The next step is to try to interpret the components. Visualization of variance spread across components might help.
#pca3d(pca_scores,
# col = "#E46726")
#snapshotPCA3d(file="first_biplot.png")
The plot above displays a 3-dimensional space with 3 components visualized. As it can be seen, the majority of variance is spread across PC1 pane.
The data points on such a plot can be colored according to some grouping. For instance, in our case it can be grouped by geographical location of universities recorded in the data - if we assume, that for some regions the dimensionality reduction technique can be applied to assessment parameters.
Let’s try this approach and divide universities considered in the data into two groups: those located in the US and Canada, as North American, and those located in other regions.
THE$NorthAmericaVSothers <- ifelse(THE$location=="United States", "North America",
ifelse(THE$location=="Canada", "North America",
"others"))
#pca3d(pca_scores,
# group = THE$NorthAmericaVSothers)
#snapshotPCA3d(file="sec_biplot.png")
Okay, the yellow points repreent North American universities, while blue points are the remainng universities. It is a bit hard to tell whether North American universiites are spread across one on the components specifically, though.
Perhaps, 2d space can help.
pca2d(pca_scores, group = THE$NorthAmericaVSothers)
Here, only the first 2 components are pictured.
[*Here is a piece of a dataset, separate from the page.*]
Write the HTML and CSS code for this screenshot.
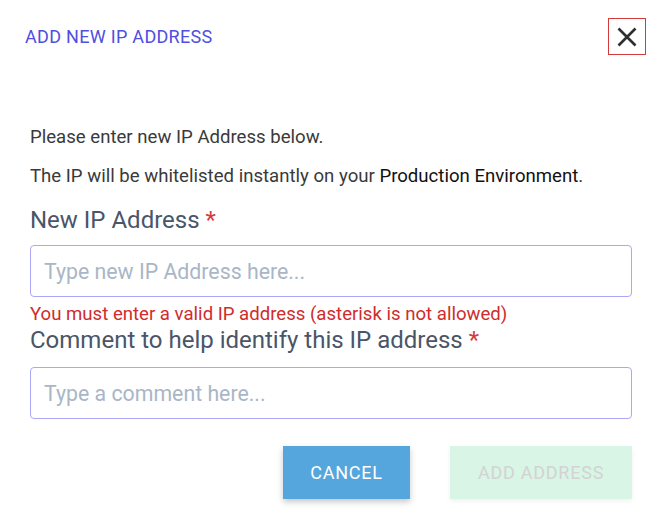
FILE: index.html
```html
<!DOCTYPE html>
<html lang="en">
<head>
<meta charset="utf-8">
<title>Add new IP address</title>
<link rel="stylesheet" href="styles.css">
</head>
<body>
<div class="dialog">
  <header class="dialog-header">
    <h2 class="title">ADD NEW IP ADDRESS</h2>
    <button class="close" type="button" aria-label="Close">
      <svg width="20" height="20" viewBox="0 0 20 20" aria-hidden="true">
        <path d="M1.5 1.5 L18.5 18.5 M18.5 1.5 L1.5 18.5" stroke="#2f2f2f" stroke-width="2.6" fill="none"/>
      </svg>
    </button>
  </header>
  <div class="dialog-body">
    <p class="intro intro-first">Please enter new IP Address below.</p>
    <p class="intro intro-second">The IP will be whitelisted instantly on your <span class="strong">Production Environment</span>.</p>
    <label class="field-label label-ip" for="ip">New IP Address <span class="req">*</span></label>
    <input class="field field-ip" id="ip" type="text" placeholder="Type new IP Address here...">
    <div class="error">You must enter a valid IP address (asterisk is not allowed)</div>
    <label class="field-label label-comment" for="comment">Comment to help identify this IP address <span class="req">*</span></label>
    <input class="field field-comment" id="comment" type="text" placeholder="Type a comment here...">
    <div class="actions">
      <button class="btn btn-cancel" type="button">CANCEL</button>
      <button class="btn btn-add" type="button" disabled>ADD ADDRESS</button>
    </div>
  </div>
</div>
</body>
</html>
```
FILE: styles.css
```css
* { box-sizing: border-box; }
html, body {
  margin: 0;
  padding: 0;
  background: #ffffff;
}
body {
  font-family: Roboto, "Liberation Sans", sans-serif;
  width: 664px;
  height: 520px;
  overflow: hidden;
}
.dialog {
  display: flex;
  flex-direction: column;
}
.dialog-header {
  display: flex;
  align-items: center;
  justify-content: space-between;
  padding: 18px 18px 0 25px;
}
.title {
  margin: 0;
  font-size: 18px;
  line-height: 24px;
  font-weight: 400;
  letter-spacing: 0.3px;
  color: #4f4fe0;
}
.close {
  width: 38px;
  height: 37px;
  padding: 0;
  margin: 0;
  border: 1px solid #d43a3a;
  background: #ffffff;
  display: flex;
  align-items: center;
  justify-content: center;
  cursor: pointer;
}
.close svg { display: block; }
.dialog-body {
  display: flex;
  flex-direction: column;
  padding: 0 32px 0 30px;
}
.intro {
  margin: 0;
  font-size: 18.6px;
  line-height: 24px;
  color: #3a3a3a;
}
.intro-first { margin-top: 70px; }
.intro-second { margin-top: 15px; }
.strong { color: #111111; }
.field-label {
  display: block;
  font-size: 24px;
  line-height: 28px;
  color: #4a5568;
}
.label-ip { margin-top: 18px; }
.label-comment { margin-top: 0; }
.req { color: #d63a3a; }
.field {
  display: block;
  width: 100%;
  height: 52px;
  margin: 0;
  padding: 0 13px;
  border: 1px solid #aca7f4;
  border-radius: 4px;
  font-family: Roboto, "Liberation Sans", sans-serif;
  font-size: 21.3px;
  color: #2d3748;
  background: #ffffff;
  outline: none;
}
.field::placeholder { color: #a9b6c6; opacity: 1; }
.field-ip { margin-top: 11px; }
.field-comment { margin-top: 13px; }
.error {
  margin-top: 6px;
  font-size: 18.6px;
  line-height: 23px;
  color: #d02c2c;
}
.actions {
  display: flex;
  justify-content: flex-end;
  gap: 40px;
  margin-top: 27px;
}
.btn {
  height: 53px;
  border: none;
  border-radius: 0;
  font-family: Roboto, "Liberation Sans", sans-serif;
  font-size: 18px;
  letter-spacing: 0.75px;
  padding: 0;
  cursor: pointer;
}
.btn-cancel {
  width: 127px;
  background: #55a6dc;
  color: #ffffff;
  box-shadow: 0 3px 6px rgba(0, 0, 0, 0.22);
}
.btn-add {
  width: 182px;
  background: #d8f5e6;
  color: #d3d3d3;
  box-shadow: 0 2px 5px rgba(0, 0, 0, 0.06);
  cursor: default;
}
```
So, I would say that yellow points spread across two panes equally.
Finally, if we asume that the first component is the most useful one and can be utilized to represent all of the parameters of university assessment, we can test whether the two groups of universities we distinguished in the previous step (by geo-position) are different based on the first component’s scores.
Let’s begin with summary statistics
THEComps <- cbind(THE, pca_scores$x[,1:2]) %>% as.data.frame
THEComps$NorthAmericaVSothers <- as.factor(THEComps$NorthAmericaVSothers)
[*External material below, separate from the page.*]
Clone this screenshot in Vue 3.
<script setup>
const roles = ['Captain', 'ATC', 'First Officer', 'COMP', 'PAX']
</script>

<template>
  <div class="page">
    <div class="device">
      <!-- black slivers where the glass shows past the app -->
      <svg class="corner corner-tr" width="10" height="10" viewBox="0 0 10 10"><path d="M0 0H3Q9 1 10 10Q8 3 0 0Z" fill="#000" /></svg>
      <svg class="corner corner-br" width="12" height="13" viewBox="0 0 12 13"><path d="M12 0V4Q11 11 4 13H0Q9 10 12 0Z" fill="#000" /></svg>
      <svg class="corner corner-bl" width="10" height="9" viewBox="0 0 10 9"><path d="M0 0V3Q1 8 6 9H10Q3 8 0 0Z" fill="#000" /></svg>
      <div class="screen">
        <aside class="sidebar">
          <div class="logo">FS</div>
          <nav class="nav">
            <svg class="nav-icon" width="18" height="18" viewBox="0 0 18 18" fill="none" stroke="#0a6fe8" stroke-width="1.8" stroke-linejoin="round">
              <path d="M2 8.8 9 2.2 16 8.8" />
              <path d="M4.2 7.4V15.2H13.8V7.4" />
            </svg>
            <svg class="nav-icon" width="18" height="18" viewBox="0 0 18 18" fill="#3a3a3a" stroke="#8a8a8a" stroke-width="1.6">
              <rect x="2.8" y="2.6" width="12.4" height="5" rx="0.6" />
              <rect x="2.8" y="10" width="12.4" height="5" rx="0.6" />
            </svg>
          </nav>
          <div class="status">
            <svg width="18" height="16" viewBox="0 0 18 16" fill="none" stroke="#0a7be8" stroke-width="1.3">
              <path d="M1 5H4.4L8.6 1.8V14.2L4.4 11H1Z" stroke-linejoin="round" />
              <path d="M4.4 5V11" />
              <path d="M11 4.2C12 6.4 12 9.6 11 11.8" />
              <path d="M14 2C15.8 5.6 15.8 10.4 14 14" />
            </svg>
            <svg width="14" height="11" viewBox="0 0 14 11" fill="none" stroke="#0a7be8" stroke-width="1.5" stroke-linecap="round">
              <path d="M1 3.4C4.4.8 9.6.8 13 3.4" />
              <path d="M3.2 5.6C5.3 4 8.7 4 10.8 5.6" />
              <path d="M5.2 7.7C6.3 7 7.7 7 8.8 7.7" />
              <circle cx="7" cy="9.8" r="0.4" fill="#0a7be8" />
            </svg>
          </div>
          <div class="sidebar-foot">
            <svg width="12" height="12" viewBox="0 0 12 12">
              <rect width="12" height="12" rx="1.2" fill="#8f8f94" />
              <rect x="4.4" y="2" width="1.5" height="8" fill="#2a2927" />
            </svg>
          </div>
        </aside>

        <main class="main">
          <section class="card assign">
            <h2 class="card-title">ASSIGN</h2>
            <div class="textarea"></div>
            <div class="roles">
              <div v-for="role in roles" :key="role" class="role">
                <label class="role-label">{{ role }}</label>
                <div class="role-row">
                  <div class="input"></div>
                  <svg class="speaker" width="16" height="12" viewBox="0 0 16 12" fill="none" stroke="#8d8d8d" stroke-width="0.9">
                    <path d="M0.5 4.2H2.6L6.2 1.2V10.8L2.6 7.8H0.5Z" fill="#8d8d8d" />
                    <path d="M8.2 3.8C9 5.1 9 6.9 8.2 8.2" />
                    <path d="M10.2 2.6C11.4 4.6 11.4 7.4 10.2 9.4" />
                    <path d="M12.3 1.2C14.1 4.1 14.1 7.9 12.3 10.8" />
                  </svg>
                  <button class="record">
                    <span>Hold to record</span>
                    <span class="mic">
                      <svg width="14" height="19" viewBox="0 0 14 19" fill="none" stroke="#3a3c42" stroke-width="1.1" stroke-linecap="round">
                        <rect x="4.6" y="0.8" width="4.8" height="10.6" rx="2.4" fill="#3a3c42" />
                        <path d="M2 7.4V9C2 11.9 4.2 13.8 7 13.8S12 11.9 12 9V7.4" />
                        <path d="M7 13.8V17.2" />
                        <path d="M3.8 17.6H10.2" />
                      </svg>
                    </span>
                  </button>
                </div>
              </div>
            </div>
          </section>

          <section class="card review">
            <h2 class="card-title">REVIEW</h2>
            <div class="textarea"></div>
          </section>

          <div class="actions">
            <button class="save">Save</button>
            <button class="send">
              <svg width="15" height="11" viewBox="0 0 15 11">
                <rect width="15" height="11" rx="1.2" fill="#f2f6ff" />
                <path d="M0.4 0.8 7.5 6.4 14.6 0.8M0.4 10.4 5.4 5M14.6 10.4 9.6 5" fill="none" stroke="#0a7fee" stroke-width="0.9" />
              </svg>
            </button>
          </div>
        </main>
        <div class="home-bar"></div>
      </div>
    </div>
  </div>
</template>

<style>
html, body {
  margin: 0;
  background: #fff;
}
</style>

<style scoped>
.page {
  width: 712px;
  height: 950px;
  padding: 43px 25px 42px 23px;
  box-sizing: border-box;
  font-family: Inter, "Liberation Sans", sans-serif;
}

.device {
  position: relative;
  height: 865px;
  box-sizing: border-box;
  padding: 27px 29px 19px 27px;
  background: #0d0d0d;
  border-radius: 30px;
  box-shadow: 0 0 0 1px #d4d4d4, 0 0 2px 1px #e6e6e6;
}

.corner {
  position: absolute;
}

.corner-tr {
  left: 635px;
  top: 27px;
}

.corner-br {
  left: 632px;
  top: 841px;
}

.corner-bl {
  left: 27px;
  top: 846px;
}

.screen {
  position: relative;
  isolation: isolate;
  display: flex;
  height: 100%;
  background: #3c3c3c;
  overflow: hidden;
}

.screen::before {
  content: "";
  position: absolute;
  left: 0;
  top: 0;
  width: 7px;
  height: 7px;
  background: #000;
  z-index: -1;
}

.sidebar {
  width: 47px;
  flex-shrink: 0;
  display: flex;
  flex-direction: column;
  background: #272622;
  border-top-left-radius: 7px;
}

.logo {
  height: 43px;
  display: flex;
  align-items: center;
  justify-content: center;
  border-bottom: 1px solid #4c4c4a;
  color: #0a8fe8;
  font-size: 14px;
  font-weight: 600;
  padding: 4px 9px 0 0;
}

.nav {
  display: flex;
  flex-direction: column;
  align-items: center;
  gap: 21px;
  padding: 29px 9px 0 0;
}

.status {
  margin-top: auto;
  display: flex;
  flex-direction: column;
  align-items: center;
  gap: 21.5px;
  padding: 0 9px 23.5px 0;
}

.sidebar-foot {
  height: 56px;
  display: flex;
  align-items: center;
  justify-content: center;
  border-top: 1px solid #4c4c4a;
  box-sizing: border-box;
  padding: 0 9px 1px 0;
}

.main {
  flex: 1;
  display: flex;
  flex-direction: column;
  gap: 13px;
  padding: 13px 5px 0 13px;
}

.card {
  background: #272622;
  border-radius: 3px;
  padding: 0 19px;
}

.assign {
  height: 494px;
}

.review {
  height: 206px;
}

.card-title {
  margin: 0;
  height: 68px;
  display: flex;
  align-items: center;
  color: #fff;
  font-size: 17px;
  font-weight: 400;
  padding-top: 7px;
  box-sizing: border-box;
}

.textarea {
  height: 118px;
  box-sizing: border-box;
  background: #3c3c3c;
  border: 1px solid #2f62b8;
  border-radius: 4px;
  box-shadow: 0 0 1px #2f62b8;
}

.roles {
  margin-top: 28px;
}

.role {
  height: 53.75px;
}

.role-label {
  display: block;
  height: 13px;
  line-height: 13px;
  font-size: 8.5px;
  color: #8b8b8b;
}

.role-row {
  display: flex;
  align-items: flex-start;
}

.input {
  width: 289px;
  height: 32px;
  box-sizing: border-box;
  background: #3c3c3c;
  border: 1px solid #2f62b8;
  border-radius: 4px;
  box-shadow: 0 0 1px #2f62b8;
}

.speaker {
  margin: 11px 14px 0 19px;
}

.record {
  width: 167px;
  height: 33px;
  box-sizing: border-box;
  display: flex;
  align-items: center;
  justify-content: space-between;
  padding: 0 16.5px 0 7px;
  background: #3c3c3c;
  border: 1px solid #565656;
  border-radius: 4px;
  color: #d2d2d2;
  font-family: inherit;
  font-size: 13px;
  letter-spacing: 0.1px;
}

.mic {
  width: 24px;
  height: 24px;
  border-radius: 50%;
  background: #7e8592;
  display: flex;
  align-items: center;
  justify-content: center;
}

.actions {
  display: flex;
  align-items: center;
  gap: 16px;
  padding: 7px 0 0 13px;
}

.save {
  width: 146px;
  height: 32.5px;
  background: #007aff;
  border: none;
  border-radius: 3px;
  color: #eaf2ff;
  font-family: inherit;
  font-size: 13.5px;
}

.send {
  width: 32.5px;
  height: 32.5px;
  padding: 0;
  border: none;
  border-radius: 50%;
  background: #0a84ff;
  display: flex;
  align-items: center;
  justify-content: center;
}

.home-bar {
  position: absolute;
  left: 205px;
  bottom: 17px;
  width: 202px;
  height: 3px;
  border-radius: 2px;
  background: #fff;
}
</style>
psych::describeBy(THEComps$PC1, THEComps$NorthAmericaVSothers, mat = T)
It can be seen that the mean scores of PC1 are quite different in two groups: for the North America group it equals to -0.26 and for the others group it is equal to 0.04.
Let’s check if the means statistically differ. It can be done with two sample t-test.
options(scipen = 999)
car::leveneTest(THEComps$PC1 ~ THEComps$NorthAmericaVSothers) #variances are equal
The output above is the Levene test assessing whether the variances in two groups are equal, as a prequisite for the t-test. P-value is much above the alpha-level of 0.05 which tells us that the null hypothesis, indicating that the variances are homogenous, holds.
t.test(THEComps$PC1 ~ THEComps$NorthAmericaVSothers, var.equal = T)
##
## Two Sample t-test
##
## data: THEComps$PC1 by THEComps$NorthAmericaVSothers
## t = -9.9556, df = 1446, p-value < 0.00000000000000022
## alternative hypothesis: true difference in means is not equal to 0
## 95 percent confidence interval:
## -0.3589092 -0.2407544
## sample estimates:
## mean in group North America mean in group others
## -0.2582115 0.0416203
The output of the t-test displays the p-value that is much smaller than the aplha-level. The null hypothesis that the true population means in two groups are equal can be rejected. Thus, the universites from the US and Canada are different from universities from other regions based on the PC1 scores.
Interactive visuals:
here, the data points are plotted accross the first two components, by hovering over each colored dot component scores (coordinates) are displayed
p <- plot_ly(THEComps,
x = THEComps$PC1 ,
y = THEComps$PC2,
text = rownames(THEComps),
mode = "markers",
color = THEComps$NorthAmericaVSothers,
colors = c("#E46726", "turquoise4"),
marker = list(size = 6))
layout(p, title = "Principal Component Analysis: Universities Assessment",
xaxis = list(title = "PC 1"),
yaxis = list(title = "PC 2"))
So here the end comes. Thank you for tuning in!